The much-publicized Texas Commission on Public School Finance recently met on January 23, 2018 to discuss the challenges and recommendations on how to fix our broken school finance system in advance of 2019’s 86th legislative session. Recall the Texas Legislature cut education pending in 2011 by $5 billion and never made the Foundation School Program whole. According to the Legislative Budget Board, the state’s share of the costs of public education has dropped to 38% in 2017 from about 45% in 2007. As a consequence, declining state spending by the state puts pressure on local school districts to raise property taxes to compensate. Justifiably property owners are complaining about the high and rising property taxes. The big question facing the Commission: if the Texas Legislature attempts to rein in rising property taxes next session, what are school districts supposed to do if the state continues to reduce its contribution and yet academic standards rise every year? TEA Commissioner Morath testified at the Commission’s hearing saying, “Teachers are the most important in-school factor impacting student outcomes.” The Commission will most likely address teacher quality and compensation.
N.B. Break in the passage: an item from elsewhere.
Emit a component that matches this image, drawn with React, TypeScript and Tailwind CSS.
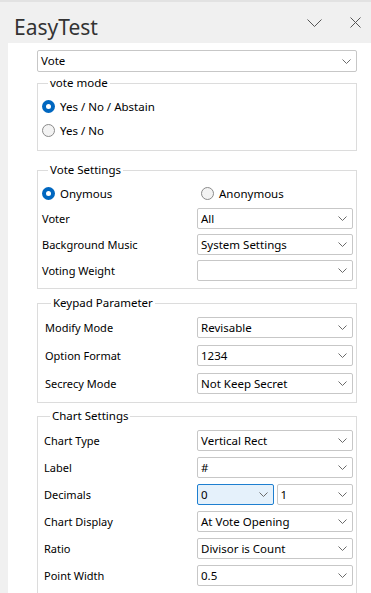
import React from 'react';

const font = { fontFamily: '"Noto Sans", "Open Sans", sans-serif' };

const Chevron = ({ className = '' }: { className?: string }) => (
  <svg width="9" height="5" viewBox="0 0 9 5" className={className}>
    <path d="M0.5 0.5 L4.5 4.5 L8.5 0.5" fill="none" stroke="#6b6b6b" strokeWidth="1" />
  </svg>
);

const Select = ({ value, focused, className = '' }: { value: string; focused?: boolean; className?: string }) => (
  <div
    className={`h-[21px] flex items-center justify-between pl-[3px] pr-[5px] rounded-[2px] border text-[11.5px] text-black ${
      focused ? 'border-[#1e7fd0] bg-[#e5f1fb]' : 'border-[#c7c7c7] bg-white'
    } ${className}`}
  >
    <span className="leading-none">{value}</span>
    <Chevron />
  </div>
);

const Radio = ({ checked, label }: { checked?: boolean; label: string }) => (
  <div className="flex items-center gap-[5px] text-[11.5px] text-black">
    {checked ? (
      <span className="w-[13px] h-[13px] rounded-full bg-[#0067c0] flex items-center justify-center">
        <span className="w-[5px] h-[5px] rounded-full bg-white" />
      </span>
    ) : (
      <span className="w-[13px] h-[13px] rounded-full border border-[#8a8a8a] bg-[#f3f3f3]" />
    )}
    <span className="leading-none">{label}</span>
  </div>
);

const Row = ({ label, children }: { label: string; children: React.ReactNode }) => (
  <div className="flex items-center justify-between h-[21px]">
    <span className="text-[11px] text-black leading-none">{label}</span>
    <div className="w-[156px]">{children}</div>
  </div>
);

const Group = ({ title, className = '', children }: { title: string; className?: string; children: React.ReactNode }) => (
  <fieldset className={`border border-[#dcdcdc] ${className}`}>
    <legend className="ml-[6px] px-[2px] text-[11.5px] leading-[16px] text-black">{title}</legend>
    {children}
  </fieldset>
);

export default function App() {
  return (
    <div className="w-[371px] h-[593px] bg-[#f0f0f0] overflow-hidden flex flex-col" style={font}>
      <div className="h-[2px] shrink-0 bg-[#e2e2e2]" />
      <div className="h-[41px] shrink-0 flex items-center pl-[14px] pr-[10px]">
        <span className="text-[21px] text-[#333333] leading-none flex-1 pt-[10px]">EasyTest</span>
        <svg width="15" height="8" viewBox="0 0 15 8" className="mr-[28px]">
          <path d="M0.5 0.5 L7.5 7.5 L14.5 0.5" fill="none" stroke="#555" strokeWidth="1" />
        </svg>
        <svg width="11" height="11" viewBox="0 0 11 11">
          <path d="M0.5 0.5 L10.5 10.5 M10.5 0.5 L0.5 10.5" fill="none" stroke="#555" strokeWidth="1" />
        </svg>
      </div>
      <div className="flex-1 ml-[8px] bg-white pl-[29px] pr-[14px] pt-[7px]">
        <Select value="Vote" className="h-[22px]" />

        <Group title="vote mode" className="mt-[3px] h-[76px] px-[4px]">
          <div className="flex flex-col gap-[11px] pt-[9px]">
            <Radio checked label="Yes / No / Abstain" />
            <Radio label="Yes / No" />
          </div>
        </Group>

        <Group title="Vote Settings" className="mt-[11px] pl-[4px] pr-[3px] pb-[7px]">
          <div className="flex items-center pt-[9px] mb-[8px]">
            <div className="w-[159px]">
              <Radio checked label="Onymous" />
            </div>
            <Radio label="Anonymous" />
          </div>
          <div className="flex flex-col gap-[5px]">
            <Row label="Voter"><Select value="All" /></Row>
            <Row label="Background Music"><Select value="System Settings" /></Row>
            <Row label="Voting Weight"><Select value="" /></Row>
          </div>
        </Group>

        <Group title="Keypad Parameter" className="mt-[6px] pl-[7px] pr-[3px] pb-[8px]">
          <div className="flex flex-col gap-[7px] pt-[6px]">
            <Row label="Modify Mode"><Select value="Revisable" /></Row>
            <Row label="Option Format"><Select value="1234" /></Row>
            <Row label="Secrecy Mode"><Select value="Not Keep Secret" /></Row>
          </div>
        </Group>

        <Group title="Chart Settings" className="mt-[5px] pl-[6px] pr-[3px] pb-[8px]">
          <div className="flex flex-col gap-[6px] pt-[6px]">
            <Row label="Chart Type"><Select value="Vertical Rect" /></Row>
            <Row label="Label"><Select value="#" /></Row>
            <Row label="Decimals">
              <div className="flex gap-[3px]">
                <Select value="0" focused className="flex-1" />
                <Select value="1" className="flex-1" />
              </div>
            </Row>
            <Row label="Chart Display"><Select value="At Vote Opening" /></Row>
            <Row label="Ratio"><Select value="Divisor is Count" /></Row>
            <Row label="Point Width"><Select value="0.5" /></Row>
          </div>
        </Group>
      </div>
    </div>
  );
}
Teachers are the biggest budget driver in Texas. Teaching represents $28B per year of spending in Texas, roughly 48% of all K-12 spending. The Commission will meet several times during the Spring and is expected to report its findings to the governor and the Legislature by the end of this year.

The House Public Education Committee and the Senate Education Committee will likely schedule interim hearings to discuss public education issues, including teachers, professional development, among many topics.